Repeat the data below exactly, dropping any pictures it holds.

************

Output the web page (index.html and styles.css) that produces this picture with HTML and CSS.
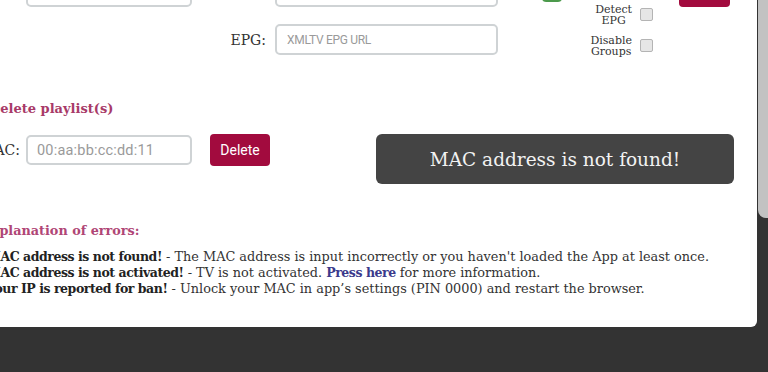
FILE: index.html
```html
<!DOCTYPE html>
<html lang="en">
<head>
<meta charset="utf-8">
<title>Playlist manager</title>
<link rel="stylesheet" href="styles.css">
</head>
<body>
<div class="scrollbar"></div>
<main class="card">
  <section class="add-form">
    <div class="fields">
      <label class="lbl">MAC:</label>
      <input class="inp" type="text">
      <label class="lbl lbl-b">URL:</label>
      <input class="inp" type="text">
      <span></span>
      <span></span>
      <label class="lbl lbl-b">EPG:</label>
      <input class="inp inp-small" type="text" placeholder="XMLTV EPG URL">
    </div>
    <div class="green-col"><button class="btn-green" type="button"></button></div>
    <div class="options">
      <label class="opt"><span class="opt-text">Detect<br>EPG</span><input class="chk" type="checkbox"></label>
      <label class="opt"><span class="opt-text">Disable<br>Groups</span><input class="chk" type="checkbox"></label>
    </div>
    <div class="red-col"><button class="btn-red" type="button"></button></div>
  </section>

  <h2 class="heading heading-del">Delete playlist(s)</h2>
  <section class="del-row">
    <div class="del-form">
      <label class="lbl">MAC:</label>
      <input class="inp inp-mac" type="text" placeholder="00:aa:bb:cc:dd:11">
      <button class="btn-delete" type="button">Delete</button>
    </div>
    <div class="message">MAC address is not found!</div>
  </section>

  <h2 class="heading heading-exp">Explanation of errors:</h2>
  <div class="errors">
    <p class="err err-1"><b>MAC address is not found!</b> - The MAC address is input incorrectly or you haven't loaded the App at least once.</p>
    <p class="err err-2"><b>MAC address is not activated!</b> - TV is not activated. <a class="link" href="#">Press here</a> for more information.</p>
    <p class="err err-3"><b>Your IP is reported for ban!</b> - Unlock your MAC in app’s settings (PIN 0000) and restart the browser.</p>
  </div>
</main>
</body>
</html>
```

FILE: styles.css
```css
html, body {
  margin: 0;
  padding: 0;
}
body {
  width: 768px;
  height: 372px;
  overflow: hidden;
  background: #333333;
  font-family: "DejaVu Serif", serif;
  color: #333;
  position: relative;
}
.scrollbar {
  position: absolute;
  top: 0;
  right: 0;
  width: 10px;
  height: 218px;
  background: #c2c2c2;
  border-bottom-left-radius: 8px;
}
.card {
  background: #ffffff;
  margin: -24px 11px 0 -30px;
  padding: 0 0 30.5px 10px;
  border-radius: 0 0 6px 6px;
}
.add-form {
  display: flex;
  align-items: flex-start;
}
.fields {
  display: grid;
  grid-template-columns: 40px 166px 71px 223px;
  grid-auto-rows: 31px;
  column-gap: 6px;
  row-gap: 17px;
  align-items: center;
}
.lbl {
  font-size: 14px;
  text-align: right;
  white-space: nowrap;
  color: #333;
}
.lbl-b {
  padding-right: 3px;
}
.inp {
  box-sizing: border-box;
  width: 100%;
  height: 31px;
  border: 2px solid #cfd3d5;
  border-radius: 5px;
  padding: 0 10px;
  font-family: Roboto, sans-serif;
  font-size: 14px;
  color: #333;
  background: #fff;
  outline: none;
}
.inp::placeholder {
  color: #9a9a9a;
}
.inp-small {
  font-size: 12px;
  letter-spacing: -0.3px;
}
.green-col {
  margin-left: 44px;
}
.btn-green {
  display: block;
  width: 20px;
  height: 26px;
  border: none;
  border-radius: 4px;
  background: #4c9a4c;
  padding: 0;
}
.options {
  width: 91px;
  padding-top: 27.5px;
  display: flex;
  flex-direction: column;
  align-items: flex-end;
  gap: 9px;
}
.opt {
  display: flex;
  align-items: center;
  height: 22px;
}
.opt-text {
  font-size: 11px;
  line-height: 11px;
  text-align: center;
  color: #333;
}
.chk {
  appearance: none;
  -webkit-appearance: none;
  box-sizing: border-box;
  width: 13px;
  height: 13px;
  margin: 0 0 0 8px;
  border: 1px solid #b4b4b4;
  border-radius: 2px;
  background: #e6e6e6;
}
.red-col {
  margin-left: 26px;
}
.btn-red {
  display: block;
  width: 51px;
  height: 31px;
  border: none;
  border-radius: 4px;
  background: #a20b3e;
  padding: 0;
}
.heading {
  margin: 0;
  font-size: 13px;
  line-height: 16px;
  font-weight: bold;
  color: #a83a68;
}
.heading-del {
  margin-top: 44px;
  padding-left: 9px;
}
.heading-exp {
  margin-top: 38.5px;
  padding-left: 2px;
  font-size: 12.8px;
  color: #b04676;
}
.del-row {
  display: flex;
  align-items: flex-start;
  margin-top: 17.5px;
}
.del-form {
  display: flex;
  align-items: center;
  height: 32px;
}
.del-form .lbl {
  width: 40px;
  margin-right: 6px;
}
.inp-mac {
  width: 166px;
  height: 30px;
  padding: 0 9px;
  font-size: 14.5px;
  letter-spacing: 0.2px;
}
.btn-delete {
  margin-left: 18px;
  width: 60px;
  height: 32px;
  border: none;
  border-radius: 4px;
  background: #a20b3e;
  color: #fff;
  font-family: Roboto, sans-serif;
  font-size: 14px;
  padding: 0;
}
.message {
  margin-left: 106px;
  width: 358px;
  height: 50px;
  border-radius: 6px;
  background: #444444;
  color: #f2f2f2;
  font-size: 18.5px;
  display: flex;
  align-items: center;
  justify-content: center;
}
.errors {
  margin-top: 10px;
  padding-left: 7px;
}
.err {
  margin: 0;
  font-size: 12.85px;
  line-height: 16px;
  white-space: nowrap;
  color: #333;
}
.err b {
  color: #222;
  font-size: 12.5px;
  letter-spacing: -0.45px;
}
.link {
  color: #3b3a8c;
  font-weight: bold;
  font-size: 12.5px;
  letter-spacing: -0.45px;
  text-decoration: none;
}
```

************

◆ ANSWER TO THIS PROBLEM:
Output the web page (index.html and styles.css) that produces this picture with HTML and CSS.
FILE: index.html
```html
<!DOCTYPE html>
<html lang="en">
<head>
<meta charset="utf-8">
<title>Playlist manager</title>
<link rel="stylesheet" href="styles.css">
</head>
<body>
<div class="scrollbar"></div>
<main class="card">
  <section class="add-form">
    <div class="fields">
      <label class="lbl">MAC:</label>
      <input class="inp" type="text">
      <label class="lbl lbl-b">URL:</label>
      <input class="inp" type="text">
      <span></span>
      <span></span>
      <label class="lbl lbl-b">EPG:</label>
      <input class="inp inp-small" type="text" placeholder="XMLTV EPG URL">
    </div>
    <div class="green-col"><button class="btn-green" type="button"></button></div>
    <div class="options">
      <label class="opt"><span class="opt-text">Detect<br>EPG</span><input class="chk" type="checkbox"></label>
      <label class="opt"><span class="opt-text">Disable<br>Groups</span><input class="chk" type="checkbox"></label>
    </div>
    <div class="red-col"><button class="btn-red" type="button"></button></div>
  </section>

  <h2 class="heading heading-del">Delete playlist(s)</h2>
  <section class="del-row">
    <div class="del-form">
      <label class="lbl">MAC:</label>
      <input class="inp inp-mac" type="text" placeholder="00:aa:bb:cc:dd:11">
      <button class="btn-delete" type="button">Delete</button>
    </div>
    <div class="message">MAC address is not found!</div>
  </section>

  <h2 class="heading heading-exp">Explanation of errors:</h2>
  <div class="errors">
    <p class="err err-1"><b>MAC address is not found!</b> - The MAC address is input incorrectly or you haven't loaded the App at least once.</p>
    <p class="err err-2"><b>MAC address is not activated!</b> - TV is not activated. <a class="link" href="#">Press here</a> for more information.</p>
    <p class="err err-3"><b>Your IP is reported for ban!</b> - Unlock your MAC in app’s settings (PIN 0000) and restart the browser.</p>
  </div>
</main>
</body>
</html>
```

FILE: styles.css
```css
html, body {
  margin: 0;
  padding: 0;
}
body {
  width: 768px;
  height: 372px;
  overflow: hidden;
  background: #333333;
  font-family: "DejaVu Serif", serif;
  color: #333;
  position: relative;
}
.scrollbar {
  position: absolute;
  top: 0;
  right: 0;
  width: 10px;
  height: 218px;
  background: #c2c2c2;
  border-bottom-left-radius: 8px;
}
.card {
  background: #ffffff;
  margin: -24px 11px 0 -30px;
  padding: 0 0 30.5px 10px;
  border-radius: 0 0 6px 6px;
}
.add-form {
  display: flex;
  align-items: flex-start;
}
.fields {
  display: grid;
  grid-template-columns: 40px 166px 71px 223px;
  grid-auto-rows: 31px;
  column-gap: 6px;
  row-gap: 17px;
  align-items: center;
}
.lbl {
  font-size: 14px;
  text-align: right;
  white-space: nowrap;
  color: #333;
}
.lbl-b {
  padding-right: 3px;
}
.inp {
  box-sizing: border-box;
  width: 100%;
  height: 31px;
  border: 2px solid #cfd3d5;
  border-radius: 5px;
  padding: 0 10px;
  font-family: Roboto, sans-serif;
  font-size: 14px;
  color: #333;
  background: #fff;
  outline: none;
}
.inp::placeholder {
  color: #9a9a9a;
}
.inp-small {
  font-size: 12px;
  letter-spacing: -0.3px;
}
.green-col {
  margin-left: 44px;
}
.btn-green {
  display: block;
  width: 20px;
  height: 26px;
  border: none;
  border-radius: 4px;
  background: #4c9a4c;
  padding: 0;
}
.options {
  width: 91px;
  padding-top: 27.5px;
  display: flex;
  flex-direction: column;
  align-items: flex-end;
  gap: 9px;
}
.opt {
  display: flex;
  align-items: center;
  height: 22px;
}
.opt-text {
  font-size: 11px;
  line-height: 11px;
  text-align: center;
  color: #333;
}
.chk {
  appearance: none;
  -webkit-appearance: none;
  box-sizing: border-box;
  width: 13px;
  height: 13px;
  margin: 0 0 0 8px;
  border: 1px solid #b4b4b4;
  border-radius: 2px;
  background: #e6e6e6;
}
.red-col {
  margin-left: 26px;
}
.btn-red {
  display: block;
  width: 51px;
  height: 31px;
  border: none;
  border-radius: 4px;
  background: #a20b3e;
  padding: 0;
}
.heading {
  margin: 0;
  font-size: 13px;
  line-height: 16px;
  font-weight: bold;
  color: #a83a68;
}
.heading-del {
  margin-top: 44px;
  padding-left: 9px;
}
.heading-exp {
  margin-top: 38.5px;
  padding-left: 2px;
  font-size: 12.8px;
  color: #b04676;
}
.del-row {
  display: flex;
  align-items: flex-start;
  margin-top: 17.5px;
}
.del-form {
  display: flex;
  align-items: center;
  height: 32px;
}
.del-form .lbl {
  width: 40px;
  margin-right: 6px;
}
.inp-mac {
  width: 166px;
  height: 30px;
  padding: 0 9px;
  font-size: 14.5px;
  letter-spacing: 0.2px;
}
.btn-delete {
  margin-left: 18px;
  width: 60px;
  height: 32px;
  border: none;
  border-radius: 4px;
  background: #a20b3e;
  color: #fff;
  font-family: Roboto, sans-serif;
  font-size: 14px;
  padding: 0;
}
.message {
  margin-left: 106px;
  width: 358px;
  height: 50px;
  border-radius: 6px;
  background: #444444;
  color: #f2f2f2;
  font-size: 18.5px;
  display: flex;
  align-items: center;
  justify-content: center;
}
.errors {
  margin-top: 10px;
  padding-left: 7px;
}
.err {
  margin: 0;
  font-size: 12.85px;
  line-height: 16px;
  white-space: nowrap;
  color: #333;
}
.err b {
  color: #222;
  font-size: 12.5px;
  letter-spacing: -0.45px;
}
.link {
  color: #3b3a8c;
  font-weight: bold;
  font-size: 12.5px;
  letter-spacing: -0.45px;
  text-decoration: none;
}
```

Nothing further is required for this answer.